Exercise requirements:
Copy every line of the listing that holds the string "components".

Data:
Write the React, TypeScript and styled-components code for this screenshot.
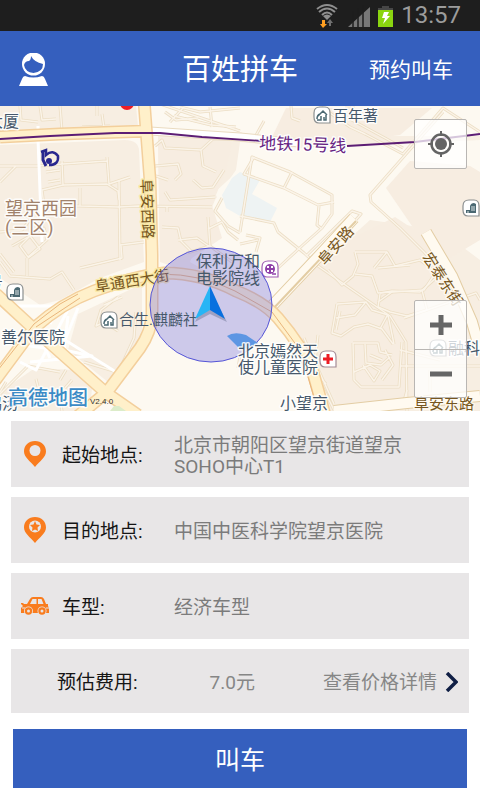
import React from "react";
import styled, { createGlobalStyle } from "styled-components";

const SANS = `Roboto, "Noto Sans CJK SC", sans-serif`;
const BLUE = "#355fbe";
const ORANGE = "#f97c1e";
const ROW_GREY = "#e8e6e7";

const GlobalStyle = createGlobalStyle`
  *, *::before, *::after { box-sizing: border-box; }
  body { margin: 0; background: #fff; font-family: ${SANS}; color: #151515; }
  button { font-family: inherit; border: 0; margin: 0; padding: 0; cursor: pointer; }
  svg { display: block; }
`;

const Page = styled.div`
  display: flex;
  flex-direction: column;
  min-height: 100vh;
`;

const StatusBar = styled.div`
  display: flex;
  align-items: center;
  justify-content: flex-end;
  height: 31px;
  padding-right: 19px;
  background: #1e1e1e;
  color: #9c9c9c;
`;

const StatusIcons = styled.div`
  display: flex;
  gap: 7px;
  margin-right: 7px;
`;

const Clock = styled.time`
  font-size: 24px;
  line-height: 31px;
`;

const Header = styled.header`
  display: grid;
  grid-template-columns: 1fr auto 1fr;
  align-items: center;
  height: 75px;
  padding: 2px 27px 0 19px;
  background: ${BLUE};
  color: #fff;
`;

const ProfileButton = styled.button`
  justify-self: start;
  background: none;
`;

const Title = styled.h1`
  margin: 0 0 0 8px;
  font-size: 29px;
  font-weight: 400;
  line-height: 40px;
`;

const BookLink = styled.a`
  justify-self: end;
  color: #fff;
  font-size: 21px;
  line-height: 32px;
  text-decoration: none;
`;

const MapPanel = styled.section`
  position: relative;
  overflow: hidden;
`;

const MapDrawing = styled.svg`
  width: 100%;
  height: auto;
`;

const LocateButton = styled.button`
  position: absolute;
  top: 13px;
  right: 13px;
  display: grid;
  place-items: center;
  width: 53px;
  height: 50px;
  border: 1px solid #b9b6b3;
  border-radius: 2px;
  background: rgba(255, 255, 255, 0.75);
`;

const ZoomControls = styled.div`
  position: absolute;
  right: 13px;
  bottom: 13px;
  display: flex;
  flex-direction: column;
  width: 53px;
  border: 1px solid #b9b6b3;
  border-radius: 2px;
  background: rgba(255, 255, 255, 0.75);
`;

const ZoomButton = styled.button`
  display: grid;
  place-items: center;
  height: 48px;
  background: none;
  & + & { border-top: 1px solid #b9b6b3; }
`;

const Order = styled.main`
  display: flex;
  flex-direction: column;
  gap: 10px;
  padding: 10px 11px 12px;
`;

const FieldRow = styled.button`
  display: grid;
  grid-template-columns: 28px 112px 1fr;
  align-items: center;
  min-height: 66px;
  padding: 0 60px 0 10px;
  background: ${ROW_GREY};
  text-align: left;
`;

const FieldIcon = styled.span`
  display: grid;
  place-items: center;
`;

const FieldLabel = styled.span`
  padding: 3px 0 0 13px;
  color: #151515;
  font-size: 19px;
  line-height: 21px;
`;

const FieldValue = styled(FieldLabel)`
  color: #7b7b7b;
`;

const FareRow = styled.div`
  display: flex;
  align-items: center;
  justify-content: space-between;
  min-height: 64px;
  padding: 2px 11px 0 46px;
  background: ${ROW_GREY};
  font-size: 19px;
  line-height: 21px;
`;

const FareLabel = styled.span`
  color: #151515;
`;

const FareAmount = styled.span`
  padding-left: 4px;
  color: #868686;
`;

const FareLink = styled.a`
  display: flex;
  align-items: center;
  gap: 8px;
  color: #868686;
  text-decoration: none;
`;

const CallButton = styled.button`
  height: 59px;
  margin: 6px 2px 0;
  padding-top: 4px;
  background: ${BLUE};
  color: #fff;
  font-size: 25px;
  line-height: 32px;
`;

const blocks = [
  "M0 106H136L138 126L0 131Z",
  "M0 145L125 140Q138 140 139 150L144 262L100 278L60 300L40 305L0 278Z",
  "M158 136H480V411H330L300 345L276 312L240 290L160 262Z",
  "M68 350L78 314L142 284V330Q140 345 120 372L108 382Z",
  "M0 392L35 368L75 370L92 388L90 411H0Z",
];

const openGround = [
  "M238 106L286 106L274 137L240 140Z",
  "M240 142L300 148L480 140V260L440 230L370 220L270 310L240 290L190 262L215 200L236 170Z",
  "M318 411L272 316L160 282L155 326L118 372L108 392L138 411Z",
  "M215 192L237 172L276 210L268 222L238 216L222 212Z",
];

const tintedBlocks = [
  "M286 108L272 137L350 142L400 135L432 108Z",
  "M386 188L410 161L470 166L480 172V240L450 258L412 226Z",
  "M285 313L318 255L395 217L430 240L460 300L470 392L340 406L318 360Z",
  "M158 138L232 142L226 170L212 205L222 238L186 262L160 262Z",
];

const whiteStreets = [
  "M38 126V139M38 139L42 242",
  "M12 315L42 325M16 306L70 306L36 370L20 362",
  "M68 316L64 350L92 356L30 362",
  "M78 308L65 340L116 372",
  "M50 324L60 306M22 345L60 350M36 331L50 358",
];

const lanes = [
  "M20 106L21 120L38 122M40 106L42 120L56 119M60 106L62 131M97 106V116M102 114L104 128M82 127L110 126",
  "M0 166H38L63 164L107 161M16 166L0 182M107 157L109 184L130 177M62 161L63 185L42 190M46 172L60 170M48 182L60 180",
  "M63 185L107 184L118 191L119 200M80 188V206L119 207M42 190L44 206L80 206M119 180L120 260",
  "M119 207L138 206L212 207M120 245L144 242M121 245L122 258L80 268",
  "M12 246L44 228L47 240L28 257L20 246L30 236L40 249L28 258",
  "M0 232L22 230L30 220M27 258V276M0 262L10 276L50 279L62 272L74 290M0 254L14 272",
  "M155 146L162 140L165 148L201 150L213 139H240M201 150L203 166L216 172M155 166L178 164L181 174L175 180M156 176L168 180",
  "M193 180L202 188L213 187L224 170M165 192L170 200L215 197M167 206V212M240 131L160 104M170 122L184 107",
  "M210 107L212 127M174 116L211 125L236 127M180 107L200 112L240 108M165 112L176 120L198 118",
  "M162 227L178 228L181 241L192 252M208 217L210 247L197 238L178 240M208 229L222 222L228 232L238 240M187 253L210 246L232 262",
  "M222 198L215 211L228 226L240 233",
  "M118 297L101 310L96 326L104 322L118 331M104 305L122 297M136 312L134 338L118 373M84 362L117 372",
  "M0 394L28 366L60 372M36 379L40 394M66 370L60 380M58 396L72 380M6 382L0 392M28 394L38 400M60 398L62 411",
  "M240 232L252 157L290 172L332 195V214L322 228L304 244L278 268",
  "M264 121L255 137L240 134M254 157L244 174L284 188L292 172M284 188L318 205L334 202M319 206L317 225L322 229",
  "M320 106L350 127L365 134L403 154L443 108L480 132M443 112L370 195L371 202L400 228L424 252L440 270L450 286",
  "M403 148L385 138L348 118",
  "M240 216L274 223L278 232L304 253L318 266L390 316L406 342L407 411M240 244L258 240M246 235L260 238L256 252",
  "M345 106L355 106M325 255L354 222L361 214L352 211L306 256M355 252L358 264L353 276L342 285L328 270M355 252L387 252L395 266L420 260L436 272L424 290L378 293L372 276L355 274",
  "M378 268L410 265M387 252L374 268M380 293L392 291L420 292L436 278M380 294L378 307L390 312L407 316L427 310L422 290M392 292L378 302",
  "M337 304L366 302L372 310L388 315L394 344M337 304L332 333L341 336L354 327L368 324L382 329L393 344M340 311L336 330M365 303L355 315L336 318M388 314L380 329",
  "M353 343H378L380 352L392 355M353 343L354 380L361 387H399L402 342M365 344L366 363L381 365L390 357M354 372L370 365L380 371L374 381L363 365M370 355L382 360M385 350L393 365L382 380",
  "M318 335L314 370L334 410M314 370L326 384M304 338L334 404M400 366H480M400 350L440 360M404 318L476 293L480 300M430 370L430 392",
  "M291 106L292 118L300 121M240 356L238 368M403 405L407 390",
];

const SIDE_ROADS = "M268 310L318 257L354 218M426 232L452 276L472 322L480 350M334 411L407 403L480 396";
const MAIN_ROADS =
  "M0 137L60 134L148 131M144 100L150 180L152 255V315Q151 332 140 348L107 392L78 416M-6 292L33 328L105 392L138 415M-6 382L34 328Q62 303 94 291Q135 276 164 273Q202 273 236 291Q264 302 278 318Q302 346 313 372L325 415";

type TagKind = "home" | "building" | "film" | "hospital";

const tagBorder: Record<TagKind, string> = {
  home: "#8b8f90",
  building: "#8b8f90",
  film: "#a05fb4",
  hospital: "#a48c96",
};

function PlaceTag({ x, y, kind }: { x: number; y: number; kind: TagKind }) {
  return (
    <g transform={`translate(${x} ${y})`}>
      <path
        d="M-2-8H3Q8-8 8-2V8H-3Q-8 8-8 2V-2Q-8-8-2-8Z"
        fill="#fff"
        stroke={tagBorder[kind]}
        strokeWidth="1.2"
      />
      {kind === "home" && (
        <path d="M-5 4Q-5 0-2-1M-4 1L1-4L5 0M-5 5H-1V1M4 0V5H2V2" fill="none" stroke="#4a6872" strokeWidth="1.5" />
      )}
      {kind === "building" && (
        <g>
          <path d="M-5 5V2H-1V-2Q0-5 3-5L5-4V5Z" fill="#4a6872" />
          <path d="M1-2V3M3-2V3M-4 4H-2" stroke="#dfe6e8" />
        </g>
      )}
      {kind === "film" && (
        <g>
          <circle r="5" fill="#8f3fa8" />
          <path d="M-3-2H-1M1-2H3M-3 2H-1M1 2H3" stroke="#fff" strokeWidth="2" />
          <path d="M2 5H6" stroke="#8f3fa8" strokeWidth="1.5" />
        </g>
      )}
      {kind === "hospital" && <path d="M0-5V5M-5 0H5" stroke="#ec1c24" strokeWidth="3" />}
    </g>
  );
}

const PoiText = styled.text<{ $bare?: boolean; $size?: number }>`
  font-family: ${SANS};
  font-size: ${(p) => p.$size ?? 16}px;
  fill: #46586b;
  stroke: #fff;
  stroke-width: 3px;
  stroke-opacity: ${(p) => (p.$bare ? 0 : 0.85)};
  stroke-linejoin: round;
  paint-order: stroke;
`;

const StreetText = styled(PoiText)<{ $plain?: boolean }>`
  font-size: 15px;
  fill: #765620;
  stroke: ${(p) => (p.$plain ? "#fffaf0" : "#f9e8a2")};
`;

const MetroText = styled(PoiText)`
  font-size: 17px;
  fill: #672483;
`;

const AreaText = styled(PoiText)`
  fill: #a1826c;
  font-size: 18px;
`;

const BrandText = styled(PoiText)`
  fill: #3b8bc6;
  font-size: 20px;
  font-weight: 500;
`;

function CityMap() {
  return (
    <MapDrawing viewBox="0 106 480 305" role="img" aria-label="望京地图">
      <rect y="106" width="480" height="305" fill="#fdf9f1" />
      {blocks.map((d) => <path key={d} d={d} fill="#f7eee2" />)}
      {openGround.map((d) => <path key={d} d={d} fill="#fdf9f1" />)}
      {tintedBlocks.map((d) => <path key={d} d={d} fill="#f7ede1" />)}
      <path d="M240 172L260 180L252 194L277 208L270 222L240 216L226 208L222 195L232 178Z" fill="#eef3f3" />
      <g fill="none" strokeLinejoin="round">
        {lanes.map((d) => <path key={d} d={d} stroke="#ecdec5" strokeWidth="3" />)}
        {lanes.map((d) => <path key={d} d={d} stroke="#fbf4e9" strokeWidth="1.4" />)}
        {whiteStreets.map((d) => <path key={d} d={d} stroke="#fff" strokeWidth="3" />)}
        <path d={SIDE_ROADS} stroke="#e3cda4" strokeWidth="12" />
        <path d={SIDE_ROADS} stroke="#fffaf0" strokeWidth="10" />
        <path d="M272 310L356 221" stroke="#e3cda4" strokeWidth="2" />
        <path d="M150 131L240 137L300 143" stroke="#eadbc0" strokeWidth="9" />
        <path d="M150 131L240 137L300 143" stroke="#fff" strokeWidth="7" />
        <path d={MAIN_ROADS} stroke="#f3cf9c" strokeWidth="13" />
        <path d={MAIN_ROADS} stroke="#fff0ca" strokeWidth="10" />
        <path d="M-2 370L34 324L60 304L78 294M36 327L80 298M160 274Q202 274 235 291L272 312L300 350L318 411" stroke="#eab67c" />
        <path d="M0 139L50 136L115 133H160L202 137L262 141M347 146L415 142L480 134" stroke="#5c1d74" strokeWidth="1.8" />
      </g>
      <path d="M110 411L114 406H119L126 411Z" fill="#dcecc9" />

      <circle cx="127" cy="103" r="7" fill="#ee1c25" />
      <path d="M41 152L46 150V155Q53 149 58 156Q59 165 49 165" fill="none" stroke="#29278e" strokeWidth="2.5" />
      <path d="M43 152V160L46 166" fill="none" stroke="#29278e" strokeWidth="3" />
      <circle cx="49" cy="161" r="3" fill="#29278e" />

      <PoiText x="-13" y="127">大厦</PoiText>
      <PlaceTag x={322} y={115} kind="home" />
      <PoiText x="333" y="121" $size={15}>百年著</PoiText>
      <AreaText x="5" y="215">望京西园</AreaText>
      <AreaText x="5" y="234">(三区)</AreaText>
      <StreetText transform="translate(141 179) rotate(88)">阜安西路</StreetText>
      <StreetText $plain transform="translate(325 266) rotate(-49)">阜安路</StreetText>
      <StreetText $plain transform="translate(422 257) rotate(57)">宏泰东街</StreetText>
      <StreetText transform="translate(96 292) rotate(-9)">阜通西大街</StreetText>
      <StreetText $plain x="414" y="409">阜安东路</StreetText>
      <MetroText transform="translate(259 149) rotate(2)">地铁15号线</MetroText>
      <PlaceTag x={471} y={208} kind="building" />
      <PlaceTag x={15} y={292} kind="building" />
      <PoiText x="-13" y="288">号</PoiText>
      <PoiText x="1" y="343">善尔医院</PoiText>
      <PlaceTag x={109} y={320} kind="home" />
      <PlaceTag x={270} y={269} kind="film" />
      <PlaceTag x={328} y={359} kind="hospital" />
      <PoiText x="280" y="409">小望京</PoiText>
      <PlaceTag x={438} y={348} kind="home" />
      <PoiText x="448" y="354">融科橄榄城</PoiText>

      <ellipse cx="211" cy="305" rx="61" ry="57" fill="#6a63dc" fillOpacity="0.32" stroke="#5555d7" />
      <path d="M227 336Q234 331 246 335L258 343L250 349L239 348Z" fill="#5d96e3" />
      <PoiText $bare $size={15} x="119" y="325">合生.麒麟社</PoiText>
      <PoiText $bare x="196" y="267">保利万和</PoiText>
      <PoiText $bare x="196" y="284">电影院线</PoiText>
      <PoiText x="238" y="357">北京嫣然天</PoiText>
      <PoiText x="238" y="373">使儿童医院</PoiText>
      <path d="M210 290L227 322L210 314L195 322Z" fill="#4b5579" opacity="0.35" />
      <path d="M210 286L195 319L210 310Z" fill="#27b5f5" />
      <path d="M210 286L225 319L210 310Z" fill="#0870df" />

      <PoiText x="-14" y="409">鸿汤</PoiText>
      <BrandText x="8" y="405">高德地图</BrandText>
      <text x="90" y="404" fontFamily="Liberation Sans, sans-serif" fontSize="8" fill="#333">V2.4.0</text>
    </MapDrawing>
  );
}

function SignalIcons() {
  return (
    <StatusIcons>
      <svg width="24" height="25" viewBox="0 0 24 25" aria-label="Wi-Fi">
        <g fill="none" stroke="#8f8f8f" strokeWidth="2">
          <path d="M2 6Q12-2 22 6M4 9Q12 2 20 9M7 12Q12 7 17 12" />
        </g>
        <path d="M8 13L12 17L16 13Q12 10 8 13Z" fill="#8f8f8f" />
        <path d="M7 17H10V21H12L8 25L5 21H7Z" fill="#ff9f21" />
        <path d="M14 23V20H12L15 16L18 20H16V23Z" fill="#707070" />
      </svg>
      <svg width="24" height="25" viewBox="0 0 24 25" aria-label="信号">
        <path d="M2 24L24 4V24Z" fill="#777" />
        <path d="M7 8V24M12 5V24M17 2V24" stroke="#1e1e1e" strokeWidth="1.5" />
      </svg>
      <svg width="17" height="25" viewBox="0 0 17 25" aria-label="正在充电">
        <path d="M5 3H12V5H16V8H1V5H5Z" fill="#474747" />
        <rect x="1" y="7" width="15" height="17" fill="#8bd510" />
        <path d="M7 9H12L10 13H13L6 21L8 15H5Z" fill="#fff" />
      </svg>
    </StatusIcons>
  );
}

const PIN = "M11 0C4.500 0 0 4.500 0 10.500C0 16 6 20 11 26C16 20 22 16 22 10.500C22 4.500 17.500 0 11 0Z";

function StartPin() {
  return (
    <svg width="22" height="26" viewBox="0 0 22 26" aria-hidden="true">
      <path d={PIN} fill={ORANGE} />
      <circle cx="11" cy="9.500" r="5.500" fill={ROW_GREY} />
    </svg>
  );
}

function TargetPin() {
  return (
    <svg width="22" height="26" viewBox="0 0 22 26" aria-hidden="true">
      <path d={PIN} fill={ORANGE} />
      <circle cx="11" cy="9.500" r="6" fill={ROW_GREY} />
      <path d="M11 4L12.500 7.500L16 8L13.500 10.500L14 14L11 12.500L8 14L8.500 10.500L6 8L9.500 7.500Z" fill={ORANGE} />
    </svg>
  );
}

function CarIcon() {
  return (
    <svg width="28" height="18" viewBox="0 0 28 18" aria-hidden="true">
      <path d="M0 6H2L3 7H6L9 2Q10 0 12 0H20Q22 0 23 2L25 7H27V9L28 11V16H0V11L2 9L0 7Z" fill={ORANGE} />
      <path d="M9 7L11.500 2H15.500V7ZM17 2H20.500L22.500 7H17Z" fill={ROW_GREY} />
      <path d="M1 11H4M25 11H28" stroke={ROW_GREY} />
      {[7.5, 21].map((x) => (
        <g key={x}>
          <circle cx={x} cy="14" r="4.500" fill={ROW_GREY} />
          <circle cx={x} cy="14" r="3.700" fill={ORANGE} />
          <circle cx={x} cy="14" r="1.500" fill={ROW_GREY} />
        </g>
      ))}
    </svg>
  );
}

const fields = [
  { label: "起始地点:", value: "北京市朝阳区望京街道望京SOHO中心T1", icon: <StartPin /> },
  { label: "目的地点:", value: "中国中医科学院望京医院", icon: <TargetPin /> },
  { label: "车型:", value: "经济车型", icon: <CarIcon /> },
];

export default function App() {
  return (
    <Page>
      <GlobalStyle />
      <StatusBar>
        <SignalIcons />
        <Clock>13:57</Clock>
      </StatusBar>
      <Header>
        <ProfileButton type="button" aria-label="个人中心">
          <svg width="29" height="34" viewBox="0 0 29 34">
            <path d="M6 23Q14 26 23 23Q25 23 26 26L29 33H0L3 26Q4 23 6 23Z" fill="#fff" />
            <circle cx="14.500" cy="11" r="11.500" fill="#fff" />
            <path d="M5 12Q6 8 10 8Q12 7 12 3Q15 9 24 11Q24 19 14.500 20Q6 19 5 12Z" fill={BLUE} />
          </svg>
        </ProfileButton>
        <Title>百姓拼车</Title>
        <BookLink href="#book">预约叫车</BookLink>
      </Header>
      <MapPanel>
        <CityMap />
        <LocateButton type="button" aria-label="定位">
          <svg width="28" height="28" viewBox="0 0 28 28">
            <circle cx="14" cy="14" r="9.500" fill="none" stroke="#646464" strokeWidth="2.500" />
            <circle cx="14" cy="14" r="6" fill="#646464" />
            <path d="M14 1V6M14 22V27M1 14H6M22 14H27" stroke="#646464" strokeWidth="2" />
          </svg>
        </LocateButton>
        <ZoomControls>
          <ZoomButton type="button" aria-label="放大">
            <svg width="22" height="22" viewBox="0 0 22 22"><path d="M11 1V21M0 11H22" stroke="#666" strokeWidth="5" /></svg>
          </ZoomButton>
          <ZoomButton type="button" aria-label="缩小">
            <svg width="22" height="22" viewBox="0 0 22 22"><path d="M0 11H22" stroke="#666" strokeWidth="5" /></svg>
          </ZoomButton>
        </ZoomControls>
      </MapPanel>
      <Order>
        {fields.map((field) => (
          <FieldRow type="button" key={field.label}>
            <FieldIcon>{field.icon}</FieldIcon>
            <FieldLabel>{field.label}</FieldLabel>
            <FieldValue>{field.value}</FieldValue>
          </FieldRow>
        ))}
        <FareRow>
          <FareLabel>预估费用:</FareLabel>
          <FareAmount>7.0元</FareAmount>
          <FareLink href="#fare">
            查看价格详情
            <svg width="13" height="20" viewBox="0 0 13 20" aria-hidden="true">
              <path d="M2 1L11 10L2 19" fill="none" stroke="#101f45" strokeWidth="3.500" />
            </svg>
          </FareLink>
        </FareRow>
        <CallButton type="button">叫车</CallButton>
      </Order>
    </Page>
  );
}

Exercise solution:
Write the React, TypeScript and styled-components code for this screenshot.
import styled, { createGlobalStyle } from "styled-components";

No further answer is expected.